Session hijacking in the browser

Session hijacking is when an attacker steals or reuses a valid session cookie/token to act as the user without needing the password again.

Quick answer

It bypasses many login defenses (including MFA) because the attacker isn’t “logging in”—they’re replaying the already-authenticated session.

For token theft and session hijacking patterns, isolation reduces exposure by separating web execution from the endpoint and limiting session residue when the container is deleted.

When you need this

  • You’ve seen indicators of this threat in your environment.
  • Users frequently click unknown links as part of daily work.
  • You need a control that reduces risk without relying on perfect user judgment.

Last updated

2026-01-29

How it usually happens in the browser

  • A user is tricked into a malicious page or runs malicious browser extensions that can access session data.
  • Attackers steal cookies/tokens via malware, token theft kits, or proxy-style phishing that captures post-auth tokens.
  • The attacker imports the session into another browser/device and gains access as the user.
  • They perform actions quickly (create inbox rules, add OAuth apps, create API keys) to maintain access.

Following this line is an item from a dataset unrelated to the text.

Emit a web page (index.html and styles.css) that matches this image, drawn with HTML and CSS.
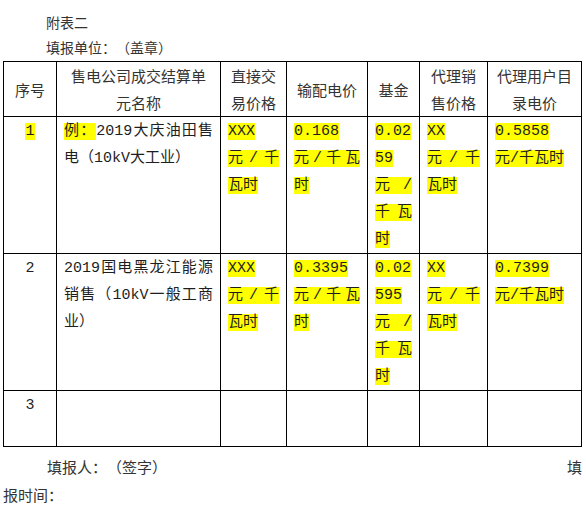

What traditional defenses miss

  • MFA is applied at login, but session replay can skip the login step entirely.
  • IP/geolocation checks can be bypassed with proxying or by targeting users in the same region.
  • Traditional security tooling may not detect “legitimate-looking” actions taken with valid sessions until damage is done.

How isolation changes the game

  • Isolation reduces exposure to token theft techniques by running untrusted web code in a separate container and deleting sessions afterward.
  • Policy-based isolation can protect risky browsing paths that commonly precede session theft (unknown domains, ads, external file links).
  • Isolation complements strong session management: shorter lifetimes, step-up auth, and device binding where supported.

Operational checklist

  • Enforce re-authentication for sensitive actions (API key creation, MFA changes, payment changes).
  • Shorten session lifetimes for privileged roles; use continuous access evaluation where available.
  • Block unapproved extensions and isolate unknown browsing to reduce token theft exposure.
  • Monitor for anomalous session behavior (new device fingerprints, unusual download/API activity).
  • Prepare “session reset” playbooks: revoke sessions, rotate tokens, and invalidate OAuth grants when compromise is suspected.

FAQs

Can session hijacking bypass MFA?

Yes. If an attacker steals a valid session token after MFA, they can reuse it without completing MFA again.

Is this the same as cookie theft?

Cookie theft is a common method that enables session hijacking, but sessions can also be hijacked via other tokens (JWTs, bearer tokens).

How do you stop session hijacking?

Reduce token exposure (isolate risky browsing, block malicious extensions), shorten sessions, require step-up auth for sensitive actions, and monitor anomalies.

What’s the fastest response if it happens?

Revoke sessions and tokens immediately, rotate credentials, and audit for persistence mechanisms like OAuth grants or new API keys.